Seabirds called sooty shearwaters fly some 64,000 kilometers traveling to and from their New Zealand breeding grounds each year, an international research team reports.
That’s the longest breeding-season-to-breeding-season trek monitored so far, say Scott A. Shaffer of the University of California, Santa Cruz and his colleagues in the Aug. 22 Proceedings of the National Academy of Sciences.
Biologists have known that several million sooty shearwaters (Puffinus griseus) raise chicks in burrows on little South Pacific islands. The species is being tracked as part of a research program called Tagging of Pacific Pelagics, which follows 23 ocean species, including birds, sharks, and squid.

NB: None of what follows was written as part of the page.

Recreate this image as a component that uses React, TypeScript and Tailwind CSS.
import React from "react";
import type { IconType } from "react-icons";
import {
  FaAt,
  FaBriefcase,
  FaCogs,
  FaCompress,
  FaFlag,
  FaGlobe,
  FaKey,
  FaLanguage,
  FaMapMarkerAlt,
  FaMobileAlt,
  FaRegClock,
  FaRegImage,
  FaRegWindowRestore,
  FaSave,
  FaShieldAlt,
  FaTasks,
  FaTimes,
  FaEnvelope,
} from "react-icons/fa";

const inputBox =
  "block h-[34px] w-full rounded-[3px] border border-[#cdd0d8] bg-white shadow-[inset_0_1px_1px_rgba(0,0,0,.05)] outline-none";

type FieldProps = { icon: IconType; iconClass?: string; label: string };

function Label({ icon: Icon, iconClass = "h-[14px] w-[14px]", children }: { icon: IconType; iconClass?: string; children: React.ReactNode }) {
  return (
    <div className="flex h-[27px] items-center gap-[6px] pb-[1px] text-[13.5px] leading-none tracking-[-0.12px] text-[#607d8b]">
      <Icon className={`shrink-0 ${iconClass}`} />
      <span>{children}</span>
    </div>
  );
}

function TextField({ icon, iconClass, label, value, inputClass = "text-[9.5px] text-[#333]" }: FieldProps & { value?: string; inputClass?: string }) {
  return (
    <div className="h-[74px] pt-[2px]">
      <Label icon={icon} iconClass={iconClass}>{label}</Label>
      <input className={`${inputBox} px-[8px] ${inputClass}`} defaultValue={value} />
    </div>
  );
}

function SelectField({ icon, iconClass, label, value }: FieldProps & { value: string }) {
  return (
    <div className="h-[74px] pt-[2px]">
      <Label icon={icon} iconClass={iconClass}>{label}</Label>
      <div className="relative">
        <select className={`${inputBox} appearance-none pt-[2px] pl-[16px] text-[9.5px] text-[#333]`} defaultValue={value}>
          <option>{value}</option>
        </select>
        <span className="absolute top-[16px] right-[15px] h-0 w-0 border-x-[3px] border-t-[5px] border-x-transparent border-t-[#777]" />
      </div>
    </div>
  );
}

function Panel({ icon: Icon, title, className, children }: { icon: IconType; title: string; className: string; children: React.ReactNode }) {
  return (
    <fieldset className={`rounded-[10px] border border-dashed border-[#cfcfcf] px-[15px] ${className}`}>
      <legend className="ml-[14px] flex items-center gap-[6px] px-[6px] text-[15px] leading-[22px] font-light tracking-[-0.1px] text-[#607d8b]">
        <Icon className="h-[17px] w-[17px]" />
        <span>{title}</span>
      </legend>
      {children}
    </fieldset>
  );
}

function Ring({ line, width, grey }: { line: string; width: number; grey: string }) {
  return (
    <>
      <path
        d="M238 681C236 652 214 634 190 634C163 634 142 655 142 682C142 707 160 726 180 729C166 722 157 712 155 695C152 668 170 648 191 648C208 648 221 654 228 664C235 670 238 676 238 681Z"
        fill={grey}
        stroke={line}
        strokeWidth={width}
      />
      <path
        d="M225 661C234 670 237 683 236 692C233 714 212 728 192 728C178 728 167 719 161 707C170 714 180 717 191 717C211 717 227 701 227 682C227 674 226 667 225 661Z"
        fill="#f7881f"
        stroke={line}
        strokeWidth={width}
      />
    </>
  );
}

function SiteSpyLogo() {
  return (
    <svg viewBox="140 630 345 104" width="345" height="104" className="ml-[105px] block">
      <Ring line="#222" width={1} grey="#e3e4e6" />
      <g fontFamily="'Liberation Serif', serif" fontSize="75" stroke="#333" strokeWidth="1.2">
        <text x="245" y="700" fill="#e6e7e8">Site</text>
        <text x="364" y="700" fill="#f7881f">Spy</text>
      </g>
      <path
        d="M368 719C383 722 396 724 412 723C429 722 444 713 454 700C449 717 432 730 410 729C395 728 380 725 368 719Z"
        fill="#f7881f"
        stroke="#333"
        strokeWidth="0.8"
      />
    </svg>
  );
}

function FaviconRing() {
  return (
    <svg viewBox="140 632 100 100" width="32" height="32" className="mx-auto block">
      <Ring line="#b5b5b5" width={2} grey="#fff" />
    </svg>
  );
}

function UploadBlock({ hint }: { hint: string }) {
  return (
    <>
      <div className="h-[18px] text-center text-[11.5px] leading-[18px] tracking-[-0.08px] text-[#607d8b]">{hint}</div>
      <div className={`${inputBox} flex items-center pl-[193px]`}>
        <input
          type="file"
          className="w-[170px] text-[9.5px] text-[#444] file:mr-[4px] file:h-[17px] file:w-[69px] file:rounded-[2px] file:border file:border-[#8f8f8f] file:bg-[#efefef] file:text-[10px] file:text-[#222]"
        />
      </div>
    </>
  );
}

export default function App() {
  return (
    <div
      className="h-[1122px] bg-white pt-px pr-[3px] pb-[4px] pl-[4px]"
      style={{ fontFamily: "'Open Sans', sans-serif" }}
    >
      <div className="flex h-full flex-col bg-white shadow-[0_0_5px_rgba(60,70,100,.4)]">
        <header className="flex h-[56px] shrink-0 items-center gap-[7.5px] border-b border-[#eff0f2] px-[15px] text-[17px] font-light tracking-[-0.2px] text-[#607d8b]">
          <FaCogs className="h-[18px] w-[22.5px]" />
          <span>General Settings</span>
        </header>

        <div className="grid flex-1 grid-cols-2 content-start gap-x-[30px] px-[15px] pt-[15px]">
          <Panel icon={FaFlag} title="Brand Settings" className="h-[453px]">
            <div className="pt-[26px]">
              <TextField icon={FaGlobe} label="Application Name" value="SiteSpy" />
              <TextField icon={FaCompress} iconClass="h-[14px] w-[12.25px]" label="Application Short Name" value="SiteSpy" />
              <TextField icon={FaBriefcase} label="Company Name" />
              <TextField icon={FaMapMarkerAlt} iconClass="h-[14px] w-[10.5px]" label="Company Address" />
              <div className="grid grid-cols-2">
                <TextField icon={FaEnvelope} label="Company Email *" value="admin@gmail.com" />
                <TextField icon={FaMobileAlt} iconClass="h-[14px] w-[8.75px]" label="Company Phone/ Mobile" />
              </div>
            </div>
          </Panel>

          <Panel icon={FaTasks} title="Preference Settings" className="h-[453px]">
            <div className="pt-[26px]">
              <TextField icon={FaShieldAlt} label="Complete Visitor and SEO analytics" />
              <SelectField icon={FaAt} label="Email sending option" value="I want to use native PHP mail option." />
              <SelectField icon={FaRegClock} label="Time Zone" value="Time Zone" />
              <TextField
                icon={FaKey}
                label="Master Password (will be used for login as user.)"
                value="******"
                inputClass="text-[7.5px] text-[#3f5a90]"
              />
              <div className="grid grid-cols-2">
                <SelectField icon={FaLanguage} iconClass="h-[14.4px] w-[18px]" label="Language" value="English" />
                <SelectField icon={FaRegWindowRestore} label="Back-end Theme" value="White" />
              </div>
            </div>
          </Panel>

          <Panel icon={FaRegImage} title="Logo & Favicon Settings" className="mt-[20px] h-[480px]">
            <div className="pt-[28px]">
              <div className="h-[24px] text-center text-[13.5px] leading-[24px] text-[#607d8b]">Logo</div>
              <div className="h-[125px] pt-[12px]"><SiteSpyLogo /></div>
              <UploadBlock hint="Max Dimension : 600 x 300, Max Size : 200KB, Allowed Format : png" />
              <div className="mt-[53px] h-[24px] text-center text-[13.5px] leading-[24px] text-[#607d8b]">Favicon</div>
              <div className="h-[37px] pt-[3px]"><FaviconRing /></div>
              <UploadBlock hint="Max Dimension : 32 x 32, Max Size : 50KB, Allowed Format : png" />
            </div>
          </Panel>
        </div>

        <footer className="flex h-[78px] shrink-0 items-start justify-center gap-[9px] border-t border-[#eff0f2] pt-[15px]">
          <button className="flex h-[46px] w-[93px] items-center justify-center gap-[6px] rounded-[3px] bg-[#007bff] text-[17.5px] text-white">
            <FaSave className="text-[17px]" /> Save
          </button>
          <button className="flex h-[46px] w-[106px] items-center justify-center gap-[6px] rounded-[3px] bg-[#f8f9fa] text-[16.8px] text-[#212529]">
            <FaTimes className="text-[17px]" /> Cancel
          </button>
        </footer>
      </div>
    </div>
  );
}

Three years ago, Shaffer and the shearwater team fit birds with electronic devices that store dive depths, ambient temperatures, and daily locations. But when the researchers returned to New Zealand the next season to collect the tags, they discovered that all of them had fallen off.
In early 2005, the researchers tried again, deploying 33 tags with newly designed holders. At year’s end—New Zealand’s spring and the start of the sooty shearwaters’ breeding time—Shaffer and his colleagues found 19 tagged birds and collected the data.
The devices revealed that the birds that year had flown roughly east from New Zealand and then headed northwest. The birds’ round-trip routes described big figure eights, some extending to feeding grounds as far north as Alaska. When the birds crossed the food-poor waters at the equator, they sped up, averaging 910 km a day. Their flight pattern put them over food-rich waters in prime season for both the Northern and Southern Hemispheres. “They’re almost in an endless summer,” says Shaffer.